== What this task involves ==
Reproduce each line of the material exactly, minus any picture.

== Data excerpt ==

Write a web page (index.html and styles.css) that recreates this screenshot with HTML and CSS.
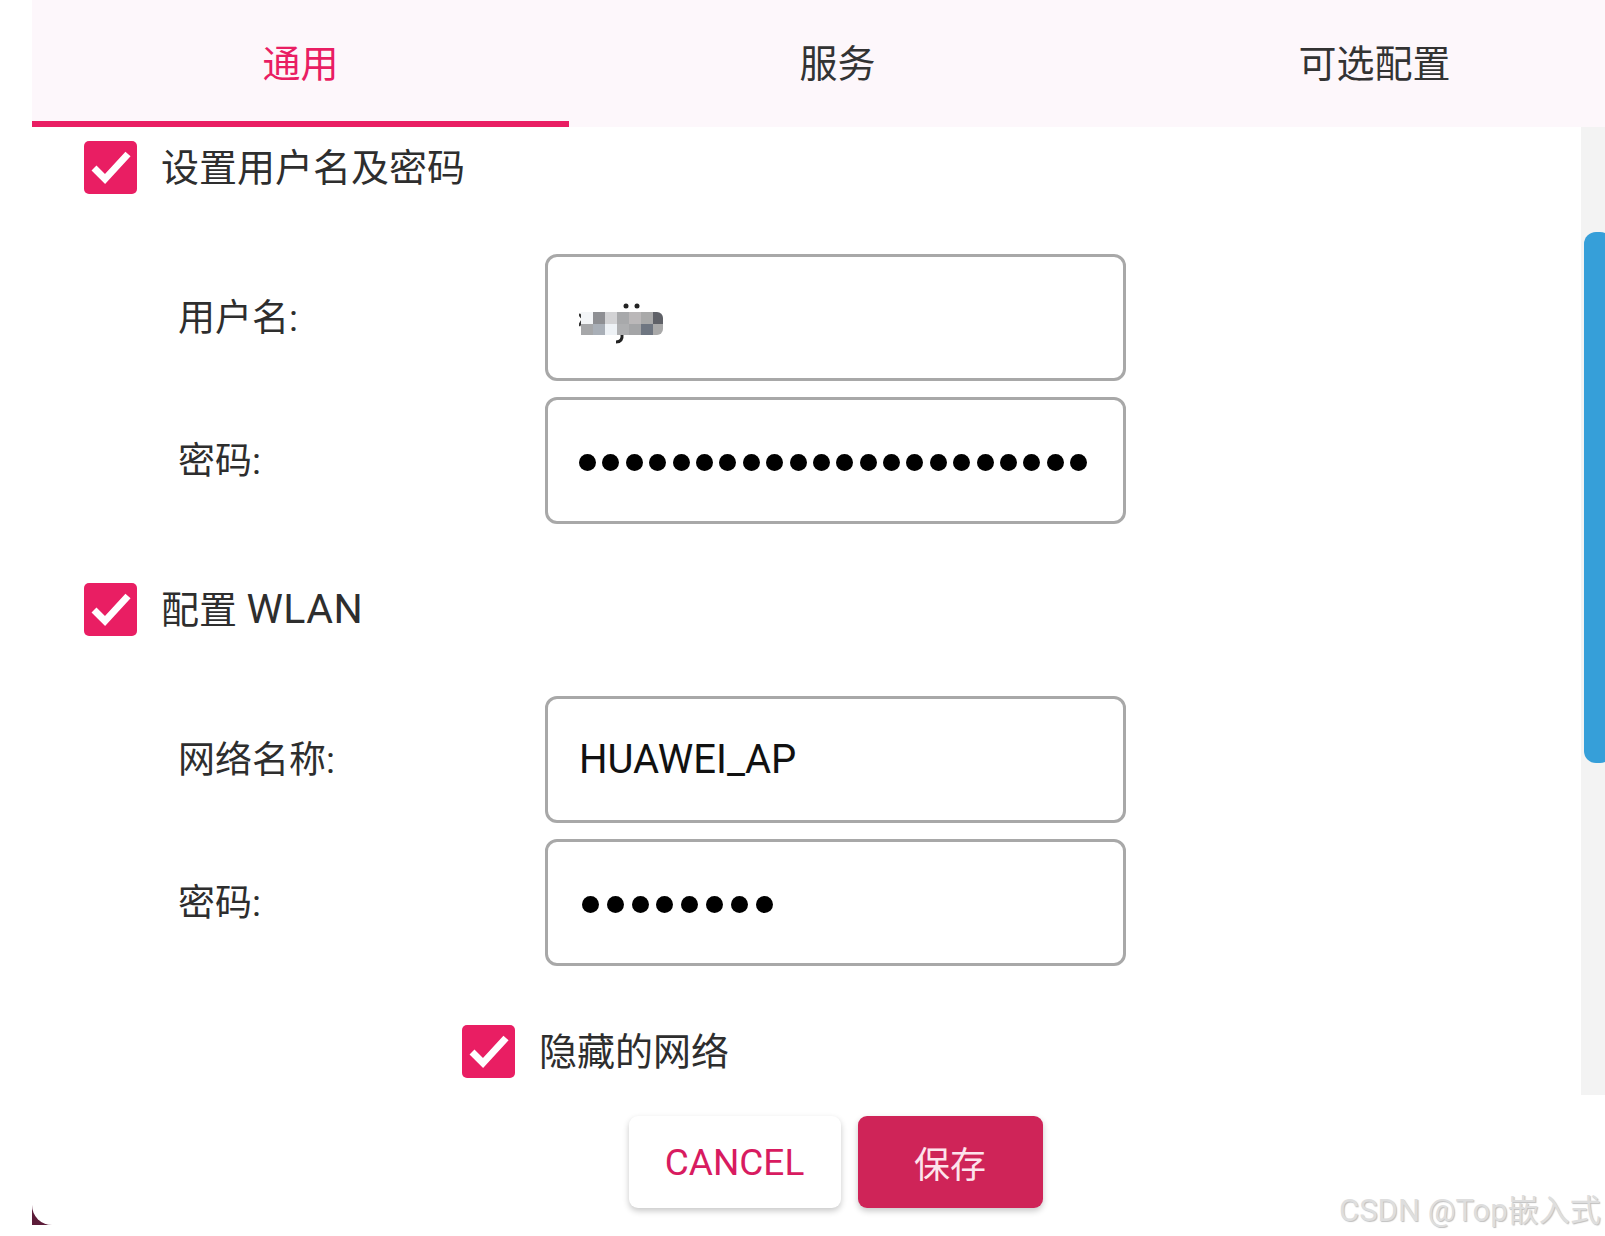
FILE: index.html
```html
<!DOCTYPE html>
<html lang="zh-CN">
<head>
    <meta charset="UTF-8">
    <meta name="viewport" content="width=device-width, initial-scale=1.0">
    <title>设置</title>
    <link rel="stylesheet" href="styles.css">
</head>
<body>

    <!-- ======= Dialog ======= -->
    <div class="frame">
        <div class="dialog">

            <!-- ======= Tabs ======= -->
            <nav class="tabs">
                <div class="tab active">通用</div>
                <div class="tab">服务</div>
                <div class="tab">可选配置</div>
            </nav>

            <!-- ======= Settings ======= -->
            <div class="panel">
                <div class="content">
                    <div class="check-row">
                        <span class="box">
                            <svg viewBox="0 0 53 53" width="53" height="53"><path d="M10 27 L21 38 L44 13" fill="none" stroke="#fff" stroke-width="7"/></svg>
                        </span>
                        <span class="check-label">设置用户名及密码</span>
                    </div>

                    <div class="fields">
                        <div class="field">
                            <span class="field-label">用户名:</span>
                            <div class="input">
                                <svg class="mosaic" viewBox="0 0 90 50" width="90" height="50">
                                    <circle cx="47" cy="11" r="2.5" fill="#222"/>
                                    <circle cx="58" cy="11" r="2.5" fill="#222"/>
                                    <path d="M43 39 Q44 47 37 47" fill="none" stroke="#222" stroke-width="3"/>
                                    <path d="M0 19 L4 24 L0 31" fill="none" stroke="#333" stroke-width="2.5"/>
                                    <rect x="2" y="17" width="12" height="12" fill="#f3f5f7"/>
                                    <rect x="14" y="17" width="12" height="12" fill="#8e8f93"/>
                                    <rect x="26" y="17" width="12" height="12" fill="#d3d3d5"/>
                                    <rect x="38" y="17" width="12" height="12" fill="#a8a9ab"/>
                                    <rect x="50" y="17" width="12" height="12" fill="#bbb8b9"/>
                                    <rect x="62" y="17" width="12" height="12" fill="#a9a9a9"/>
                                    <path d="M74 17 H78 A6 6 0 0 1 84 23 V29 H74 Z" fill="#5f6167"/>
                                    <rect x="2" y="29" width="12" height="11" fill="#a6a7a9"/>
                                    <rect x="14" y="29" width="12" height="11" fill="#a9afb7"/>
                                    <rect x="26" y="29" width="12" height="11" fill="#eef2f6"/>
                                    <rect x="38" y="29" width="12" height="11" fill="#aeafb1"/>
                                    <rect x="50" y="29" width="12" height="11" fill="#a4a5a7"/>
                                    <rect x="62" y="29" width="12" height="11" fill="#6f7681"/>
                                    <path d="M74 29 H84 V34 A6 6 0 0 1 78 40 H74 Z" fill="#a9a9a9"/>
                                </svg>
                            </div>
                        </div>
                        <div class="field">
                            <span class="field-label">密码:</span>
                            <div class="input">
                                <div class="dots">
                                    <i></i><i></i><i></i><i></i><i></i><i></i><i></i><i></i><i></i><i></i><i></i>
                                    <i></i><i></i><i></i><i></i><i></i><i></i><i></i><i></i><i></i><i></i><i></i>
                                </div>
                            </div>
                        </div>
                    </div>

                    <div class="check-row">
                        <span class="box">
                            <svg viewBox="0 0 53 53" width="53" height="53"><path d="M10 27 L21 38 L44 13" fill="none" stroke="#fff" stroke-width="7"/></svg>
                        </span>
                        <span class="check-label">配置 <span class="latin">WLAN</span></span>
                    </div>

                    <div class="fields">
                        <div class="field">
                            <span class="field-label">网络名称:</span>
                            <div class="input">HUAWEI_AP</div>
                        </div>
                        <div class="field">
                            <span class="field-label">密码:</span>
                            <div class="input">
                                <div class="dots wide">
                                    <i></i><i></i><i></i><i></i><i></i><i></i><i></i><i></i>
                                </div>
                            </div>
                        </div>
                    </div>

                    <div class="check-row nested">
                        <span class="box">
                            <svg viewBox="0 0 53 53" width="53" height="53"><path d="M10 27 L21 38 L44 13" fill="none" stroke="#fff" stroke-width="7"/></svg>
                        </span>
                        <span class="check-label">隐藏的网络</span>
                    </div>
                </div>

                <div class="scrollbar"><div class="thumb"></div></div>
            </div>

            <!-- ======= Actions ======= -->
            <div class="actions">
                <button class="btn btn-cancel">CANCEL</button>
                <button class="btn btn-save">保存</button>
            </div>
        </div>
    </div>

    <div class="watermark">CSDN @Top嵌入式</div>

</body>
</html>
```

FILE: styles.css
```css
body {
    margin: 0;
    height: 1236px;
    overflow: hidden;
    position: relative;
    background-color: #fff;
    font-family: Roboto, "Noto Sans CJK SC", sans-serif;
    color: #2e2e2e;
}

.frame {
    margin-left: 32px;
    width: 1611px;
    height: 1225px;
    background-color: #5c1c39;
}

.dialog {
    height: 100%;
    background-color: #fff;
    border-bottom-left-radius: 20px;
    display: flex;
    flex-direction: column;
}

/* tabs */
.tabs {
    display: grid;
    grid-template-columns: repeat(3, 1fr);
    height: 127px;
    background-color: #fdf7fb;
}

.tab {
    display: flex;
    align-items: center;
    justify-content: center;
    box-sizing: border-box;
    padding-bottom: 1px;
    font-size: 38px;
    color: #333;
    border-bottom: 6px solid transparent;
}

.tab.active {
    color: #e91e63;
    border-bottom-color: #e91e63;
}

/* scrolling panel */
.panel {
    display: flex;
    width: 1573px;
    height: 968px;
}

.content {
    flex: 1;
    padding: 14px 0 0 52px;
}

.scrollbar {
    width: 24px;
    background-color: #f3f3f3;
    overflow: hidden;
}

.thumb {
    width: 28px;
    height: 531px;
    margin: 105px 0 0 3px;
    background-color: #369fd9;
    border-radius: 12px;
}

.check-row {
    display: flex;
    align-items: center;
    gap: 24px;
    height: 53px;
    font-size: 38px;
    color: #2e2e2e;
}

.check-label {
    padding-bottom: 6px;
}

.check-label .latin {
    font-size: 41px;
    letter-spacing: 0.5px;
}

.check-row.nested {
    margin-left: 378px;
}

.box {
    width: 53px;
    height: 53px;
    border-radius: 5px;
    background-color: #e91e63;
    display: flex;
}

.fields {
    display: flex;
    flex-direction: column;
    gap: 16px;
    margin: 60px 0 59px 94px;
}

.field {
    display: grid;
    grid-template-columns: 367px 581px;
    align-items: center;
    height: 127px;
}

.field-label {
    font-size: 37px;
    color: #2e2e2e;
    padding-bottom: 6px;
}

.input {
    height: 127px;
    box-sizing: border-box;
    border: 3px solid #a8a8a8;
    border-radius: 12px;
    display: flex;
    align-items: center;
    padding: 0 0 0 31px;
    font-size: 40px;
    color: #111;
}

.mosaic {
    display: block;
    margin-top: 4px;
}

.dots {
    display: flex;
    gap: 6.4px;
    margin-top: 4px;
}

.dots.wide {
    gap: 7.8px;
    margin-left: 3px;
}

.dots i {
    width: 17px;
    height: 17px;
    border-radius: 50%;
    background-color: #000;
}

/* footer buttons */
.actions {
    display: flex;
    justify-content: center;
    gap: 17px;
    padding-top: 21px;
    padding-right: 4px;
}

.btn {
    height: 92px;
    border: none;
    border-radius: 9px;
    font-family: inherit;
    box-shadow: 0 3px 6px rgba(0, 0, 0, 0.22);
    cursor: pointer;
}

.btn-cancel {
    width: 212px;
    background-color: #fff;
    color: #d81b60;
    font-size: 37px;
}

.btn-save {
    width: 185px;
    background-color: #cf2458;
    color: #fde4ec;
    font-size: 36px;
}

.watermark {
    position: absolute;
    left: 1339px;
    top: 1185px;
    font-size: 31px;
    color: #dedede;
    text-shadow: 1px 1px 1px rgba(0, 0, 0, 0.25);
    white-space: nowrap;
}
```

== Final result ==
Write a web page (index.html and styles.css) that recreates this screenshot with HTML and CSS.
FILE: index.html
```html
<!DOCTYPE html>
<html lang="zh-CN">
<head>
    <meta charset="UTF-8">
    <meta name="viewport" content="width=device-width, initial-scale=1.0">
    <title>设置</title>
    <link rel="stylesheet" href="styles.css">
</head>
<body>

    <!-- ======= Dialog ======= -->
    <div class="frame">
        <div class="dialog">

            <!-- ======= Tabs ======= -->
            <nav class="tabs">
                <div class="tab active">通用</div>
                <div class="tab">服务</div>
                <div class="tab">可选配置</div>
            </nav>

            <!-- ======= Settings ======= -->
            <div class="panel">
                <div class="content">
                    <div class="check-row">
                        <span class="box">
                            <svg viewBox="0 0 53 53" width="53" height="53"><path d="M10 27 L21 38 L44 13" fill="none" stroke="#fff" stroke-width="7"/></svg>
                        </span>
                        <span class="check-label">设置用户名及密码</span>
                    </div>

                    <div class="fields">
                        <div class="field">
                            <span class="field-label">用户名:</span>
                            <div class="input">
                                <svg class="mosaic" viewBox="0 0 90 50" width="90" height="50">
                                    <circle cx="47" cy="11" r="2.5" fill="#222"/>
                                    <circle cx="58" cy="11" r="2.5" fill="#222"/>
                                    <path d="M43 39 Q44 47 37 47" fill="none" stroke="#222" stroke-width="3"/>
                                    <path d="M0 19 L4 24 L0 31" fill="none" stroke="#333" stroke-width="2.5"/>
                                    <rect x="2" y="17" width="12" height="12" fill="#f3f5f7"/>
                                    <rect x="14" y="17" width="12" height="12" fill="#8e8f93"/>
                                    <rect x="26" y="17" width="12" height="12" fill="#d3d3d5"/>
                                    <rect x="38" y="17" width="12" height="12" fill="#a8a9ab"/>
                                    <rect x="50" y="17" width="12" height="12" fill="#bbb8b9"/>
                                    <rect x="62" y="17" width="12" height="12" fill="#a9a9a9"/>
                                    <path d="M74 17 H78 A6 6 0 0 1 84 23 V29 H74 Z" fill="#5f6167"/>
                                    <rect x="2" y="29" width="12" height="11" fill="#a6a7a9"/>
                                    <rect x="14" y="29" width="12" height="11" fill="#a9afb7"/>
                                    <rect x="26" y="29" width="12" height="11" fill="#eef2f6"/>
                                    <rect x="38" y="29" width="12" height="11" fill="#aeafb1"/>
                                    <rect x="50" y="29" width="12" height="11" fill="#a4a5a7"/>
                                    <rect x="62" y="29" width="12" height="11" fill="#6f7681"/>
                                    <path d="M74 29 H84 V34 A6 6 0 0 1 78 40 H74 Z" fill="#a9a9a9"/>
                                </svg>
                            </div>
                        </div>
                        <div class="field">
                            <span class="field-label">密码:</span>
                            <div class="input">
                                <div class="dots">
                                    <i></i><i></i><i></i><i></i><i></i><i></i><i></i><i></i><i></i><i></i><i></i>
                                    <i></i><i></i><i></i><i></i><i></i><i></i><i></i><i></i><i></i><i></i><i></i>
                                </div>
                            </div>
                        </div>
                    </div>

                    <div class="check-row">
                        <span class="box">
                            <svg viewBox="0 0 53 53" width="53" height="53"><path d="M10 27 L21 38 L44 13" fill="none" stroke="#fff" stroke-width="7"/></svg>
                        </span>
                        <span class="check-label">配置 <span class="latin">WLAN</span></span>
                    </div>

                    <div class="fields">
                        <div class="field">
                            <span class="field-label">网络名称:</span>
                            <div class="input">HUAWEI_AP</div>
                        </div>
                        <div class="field">
                            <span class="field-label">密码:</span>
                            <div class="input">
                                <div class="dots wide">
                                    <i></i><i></i><i></i><i></i><i></i><i></i><i></i><i></i>
                                </div>
                            </div>
                        </div>
                    </div>

                    <div class="check-row nested">
                        <span class="box">
                            <svg viewBox="0 0 53 53" width="53" height="53"><path d="M10 27 L21 38 L44 13" fill="none" stroke="#fff" stroke-width="7"/></svg>
                        </span>
                        <span class="check-label">隐藏的网络</span>
                    </div>
                </div>

                <div class="scrollbar"><div class="thumb"></div></div>
            </div>

            <!-- ======= Actions ======= -->
            <div class="actions">
                <button class="btn btn-cancel">CANCEL</button>
                <button class="btn btn-save">保存</button>
            </div>
        </div>
    </div>

    <div class="watermark">CSDN @Top嵌入式</div>

</body>
</html>
```

FILE: styles.css
```css
body {
    margin: 0;
    height: 1236px;
    overflow: hidden;
    position: relative;
    background-color: #fff;
    font-family: Roboto, "Noto Sans CJK SC", sans-serif;
    color: #2e2e2e;
}

.frame {
    margin-left: 32px;
    width: 1611px;
    height: 1225px;
    background-color: #5c1c39;
}

.dialog {
    height: 100%;
    background-color: #fff;
    border-bottom-left-radius: 20px;
    display: flex;
    flex-direction: column;
}

/* tabs */
.tabs {
    display: grid;
    grid-template-columns: repeat(3, 1fr);
    height: 127px;
    background-color: #fdf7fb;
}

.tab {
    display: flex;
    align-items: center;
    justify-content: center;
    box-sizing: border-box;
    padding-bottom: 1px;
    font-size: 38px;
    color: #333;
    border-bottom: 6px solid transparent;
}

.tab.active {
    color: #e91e63;
    border-bottom-color: #e91e63;
}

/* scrolling panel */
.panel {
    display: flex;
    width: 1573px;
    height: 968px;
}

.content {
    flex: 1;
    padding: 14px 0 0 52px;
}

.scrollbar {
    width: 24px;
    background-color: #f3f3f3;
    overflow: hidden;
}

.thumb {
    width: 28px;
    height: 531px;
    margin: 105px 0 0 3px;
    background-color: #369fd9;
    border-radius: 12px;
}

.check-row {
    display: flex;
    align-items: center;
    gap: 24px;
    height: 53px;
    font-size: 38px;
    color: #2e2e2e;
}

.check-label {
    padding-bottom: 6px;
}

.check-label .latin {
    font-size: 41px;
    letter-spacing: 0.5px;
}

.check-row.nested {
    margin-left: 378px;
}

.box {
    width: 53px;
    height: 53px;
    border-radius: 5px;
    background-color: #e91e63;
    display: flex;
}

.fields {
    display: flex;
    flex-direction: column;
    gap: 16px;
    margin: 60px 0 59px 94px;
}

.field {
    display: grid;
    grid-template-columns: 367px 581px;
    align-items: center;
    height: 127px;
}

.field-label {
    font-size: 37px;
    color: #2e2e2e;
    padding-bottom: 6px;
}

.input {
    height: 127px;
    box-sizing: border-box;
    border: 3px solid #a8a8a8;
    border-radius: 12px;
    display: flex;
    align-items: center;
    padding: 0 0 0 31px;
    font-size: 40px;
    color: #111;
}

.mosaic {
    display: block;
    margin-top: 4px;
}

.dots {
    display: flex;
    gap: 6.4px;
    margin-top: 4px;
}

.dots.wide {
    gap: 7.8px;
    margin-left: 3px;
}

.dots i {
    width: 17px;
    height: 17px;
    border-radius: 50%;
    background-color: #000;
}

/* footer buttons */
.actions {
    display: flex;
    justify-content: center;
    gap: 17px;
    padding-top: 21px;
    padding-right: 4px;
}

.btn {
    height: 92px;
    border: none;
    border-radius: 9px;
    font-family: inherit;
    box-shadow: 0 3px 6px rgba(0, 0, 0, 0.22);
    cursor: pointer;
}

.btn-cancel {
    width: 212px;
    background-color: #fff;
    color: #d81b60;
    font-size: 37px;
}

.btn-save {
    width: 185px;
    background-color: #cf2458;
    color: #fde4ec;
    font-size: 36px;
}

.watermark {
    position: absolute;
    left: 1339px;
    top: 1185px;
    font-size: 31px;
    color: #dedede;
    text-shadow: 1px 1px 1px rgba(0, 0, 0, 0.25);
    white-space: nowrap;
}
```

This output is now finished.